## WRITTEN TASK
Exactly as written, please set down all of the entries again, with no pictures.

## RAW DATA
──────

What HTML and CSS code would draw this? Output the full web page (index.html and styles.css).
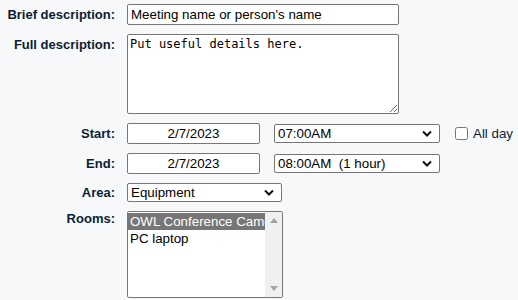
FILE: index.html
```html
<!DOCTYPE html>
<html lang="en">
<head>
<meta charset="UTF-8">
<meta name="viewport" content="width=device-width, initial-scale=1.0">
<title>Edit entry</title>
<link rel="stylesheet" href="styles.css">
</head>
<body>
<form class="entry">
<label for="name" class="lbl">Brief description:</label>
<div class="field"><input id="name" class="txt" value="Meeting name or person's name"></div>

<label for="desc" class="lbl lbl-desc">Full description:</label>
<div class="field"><textarea id="desc" class="area">Put useful details here.</textarea></div>

<label for="start" class="lbl">Start:</label>
<div class="field">
<input id="start" class="date" value="2/7/2023">
<span class="sel sel-time">
<select class="time"><option>07:00AM</option></select>
<svg class="chev" width="10" height="7" viewBox="0 0 10 7"><path d="M1 1.5 L5 5.5 L9 1.5" fill="none" stroke="#111" stroke-width="2"/></svg>
</span>
<label class="allday"><input type="checkbox"> All day</label>
</div>

<label for="end" class="lbl">End:</label>
<div class="field">
<input id="end" class="date" value="2/7/2023">
<span class="sel sel-time">
<select class="time"><option>08:00AM&nbsp;&nbsp;(1 hour)</option></select>
<svg class="chev" width="10" height="7" viewBox="0 0 10 7"><path d="M1 1.5 L5 5.5 L9 1.5" fill="none" stroke="#111" stroke-width="2"/></svg>
</span>
</div>

<label for="areaSel" class="lbl">Area:</label>
<div class="field">
<span class="sel">
<select id="areaSel" class="areasel"><option>Equipment</option><option>Rooms</option></select>
<svg class="chev" width="10" height="7" viewBox="0 0 10 7"><path d="M1 1.5 L5 5.5 L9 1.5" fill="none" stroke="#111" stroke-width="2"/></svg>
</span>
</div>

<span class="lbl lbl-rooms">Rooms:</span>
<div class="field">
<div class="rooms" role="listbox" aria-multiselectable="true">
<div class="opts">
<div class="opt on" role="option" aria-selected="true">OWL Conference Camera</div>
<div class="opt" role="option">PC laptop</div>
</div>
<div class="sbar">
<svg width="8" height="5" viewBox="0 0 8 5"><path d="M0 5 L4 0 L8 5 Z" fill="#a3a3a3"/></svg>
<svg width="8" height="5" viewBox="0 0 8 5"><path d="M0 0 L4 5 L8 0 Z" fill="#a3a3a3"/></svg>
</div>
</div>
</div>
</form>
</body>
</html>
```
FILE: styles.css
```css
/* page */
html,body{margin:0;padding:0;background:#f7f8fa;}
body{font-family:"Liberation Sans",Arial,sans-serif;font-size:13px;color:#0b1e33;}

/* form grid */
.entry{display:grid;grid-template-columns:115px auto;column-gap:12px;row-gap:9px;padding:4px 0 0 0;align-items:center;}
.lbl{font-weight:bold;text-align:right;white-space:nowrap;}
.lbl-desc{align-self:start;padding-top:3px;}
.lbl-rooms{align-self:start;padding-top:0;}
.field{display:flex;align-items:center;}

/* controls */
input,select,textarea{font-family:"Liberation Sans",Arial,sans-serif;font-size:13.33px;color:#000;background:#fff;border:1px solid #767676;border-radius:2px;margin:0;box-sizing:border-box;}
.txt{width:272px;height:21px;padding:1px 3px;}
.area{width:272px;height:80px;padding:2px 2px;font-family:"DejaVu Sans Mono",monospace;font-size:12px;resize:both;}
.date{width:133px;height:21px;text-align:center;padding:1px 2px;}

/* selects with chevron */
.sel{position:relative;display:inline-flex;}
.sel-time{margin-left:14px;}
.sel select{appearance:none;-webkit-appearance:none;height:19px;padding:0 0 0 3px;}
.chev{position:absolute;right:8px;top:6px;pointer-events:none;}
.time{width:166px;}
.areasel{width:155px;}

.allday{display:flex;align-items:center;margin-left:15px;color:#0b1e33;font-size:13.33px;}
.allday input{width:13px;height:13px;margin:0 5px 0 0;}

/* rooms listbox */
.rooms{display:flex;width:156px;height:87px;background:#fff;border:1px solid #767676;border-radius:2px;box-sizing:border-box;overflow:hidden;font-size:13.33px;color:#000;}
.opts{flex:1;min-width:0;padding-top:1px;}
.opt{height:17px;line-height:17px;padding:0 2px;white-space:nowrap;overflow:hidden;}
.opt.on{background:#767676;color:#fff;}
.sbar{width:17px;background:#f0f0f0;display:flex;flex-direction:column;justify-content:space-between;align-items:center;padding:6px 0;box-sizing:border-box;}
```
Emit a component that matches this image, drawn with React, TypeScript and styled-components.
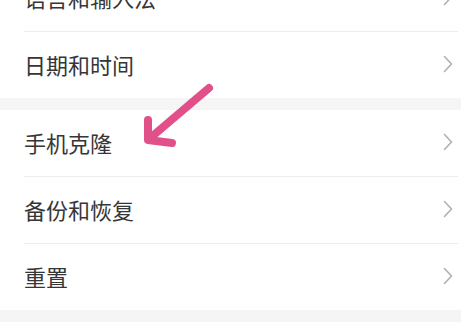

──────

## EXERCISE SOLUTION
What HTML and CSS code would draw this? Output the full web page (index.html and styles.css).
FILE: index.html
```html
<!DOCTYPE html>
<html lang="en">
<head>
<meta charset="UTF-8">
<meta name="viewport" content="width=device-width, initial-scale=1.0">
<title>Edit entry</title>
<link rel="stylesheet" href="styles.css">
</head>
<body>
<form class="entry">
<label for="name" class="lbl">Brief description:</label>
<div class="field"><input id="name" class="txt" value="Meeting name or person's name"></div>

<label for="desc" class="lbl lbl-desc">Full description:</label>
<div class="field"><textarea id="desc" class="area">Put useful details here.</textarea></div>

<label for="start" class="lbl">Start:</label>
<div class="field">
<input id="start" class="date" value="2/7/2023">
<span class="sel sel-time">
<select class="time"><option>07:00AM</option></select>
<svg class="chev" width="10" height="7" viewBox="0 0 10 7"><path d="M1 1.5 L5 5.5 L9 1.5" fill="none" stroke="#111" stroke-width="2"/></svg>
</span>
<label class="allday"><input type="checkbox"> All day</label>
</div>

<label for="end" class="lbl">End:</label>
<div class="field">
<input id="end" class="date" value="2/7/2023">
<span class="sel sel-time">
<select class="time"><option>08:00AM&nbsp;&nbsp;(1 hour)</option></select>
<svg class="chev" width="10" height="7" viewBox="0 0 10 7"><path d="M1 1.5 L5 5.5 L9 1.5" fill="none" stroke="#111" stroke-width="2"/></svg>
</span>
</div>

<label for="areaSel" class="lbl">Area:</label>
<div class="field">
<span class="sel">
<select id="areaSel" class="areasel"><option>Equipment</option><option>Rooms</option></select>
<svg class="chev" width="10" height="7" viewBox="0 0 10 7"><path d="M1 1.5 L5 5.5 L9 1.5" fill="none" stroke="#111" stroke-width="2"/></svg>
</span>
</div>

<span class="lbl lbl-rooms">Rooms:</span>
<div class="field">
<div class="rooms" role="listbox" aria-multiselectable="true">
<div class="opts">
<div class="opt on" role="option" aria-selected="true">OWL Conference Camera</div>
<div class="opt" role="option">PC laptop</div>
</div>
<div class="sbar">
<svg width="8" height="5" viewBox="0 0 8 5"><path d="M0 5 L4 0 L8 5 Z" fill="#a3a3a3"/></svg>
<svg width="8" height="5" viewBox="0 0 8 5"><path d="M0 0 L4 5 L8 0 Z" fill="#a3a3a3"/></svg>
</div>
</div>
</div>
</form>
</body>
</html>
```
FILE: styles.css
```css
/* page */
html,body{margin:0;padding:0;background:#f7f8fa;}
body{font-family:"Liberation Sans",Arial,sans-serif;font-size:13px;color:#0b1e33;}

/* form grid */
.entry{display:grid;grid-template-columns:115px auto;column-gap:12px;row-gap:9px;padding:4px 0 0 0;align-items:center;}
.lbl{font-weight:bold;text-align:right;white-space:nowrap;}
.lbl-desc{align-self:start;padding-top:3px;}
.lbl-rooms{align-self:start;padding-top:0;}
.field{display:flex;align-items:center;}

/* controls */
input,select,textarea{font-family:"Liberation Sans",Arial,sans-serif;font-size:13.33px;color:#000;background:#fff;border:1px solid #767676;border-radius:2px;margin:0;box-sizing:border-box;}
.txt{width:272px;height:21px;padding:1px 3px;}
.area{width:272px;height:80px;padding:2px 2px;font-family:"DejaVu Sans Mono",monospace;font-size:12px;resize:both;}
.date{width:133px;height:21px;text-align:center;padding:1px 2px;}

/* selects with chevron */
.sel{position:relative;display:inline-flex;}
.sel-time{margin-left:14px;}
.sel select{appearance:none;-webkit-appearance:none;height:19px;padding:0 0 0 3px;}
.chev{position:absolute;right:8px;top:6px;pointer-events:none;}
.time{width:166px;}
.areasel{width:155px;}

.allday{display:flex;align-items:center;margin-left:15px;color:#0b1e33;font-size:13.33px;}
.allday input{width:13px;height:13px;margin:0 5px 0 0;}

/* rooms listbox */
.rooms{display:flex;width:156px;height:87px;background:#fff;border:1px solid #767676;border-radius:2px;box-sizing:border-box;overflow:hidden;font-size:13.33px;color:#000;}
.opts{flex:1;min-width:0;padding-top:1px;}
.opt{height:17px;line-height:17px;padding:0 2px;white-space:nowrap;overflow:hidden;}
.opt.on{background:#767676;color:#fff;}
.sbar{width:17px;background:#f0f0f0;display:flex;flex-direction:column;justify-content:space-between;align-items:center;padding:6px 0;box-sizing:border-box;}
```
Emit a component that matches this image, drawn with React, TypeScript and styled-components.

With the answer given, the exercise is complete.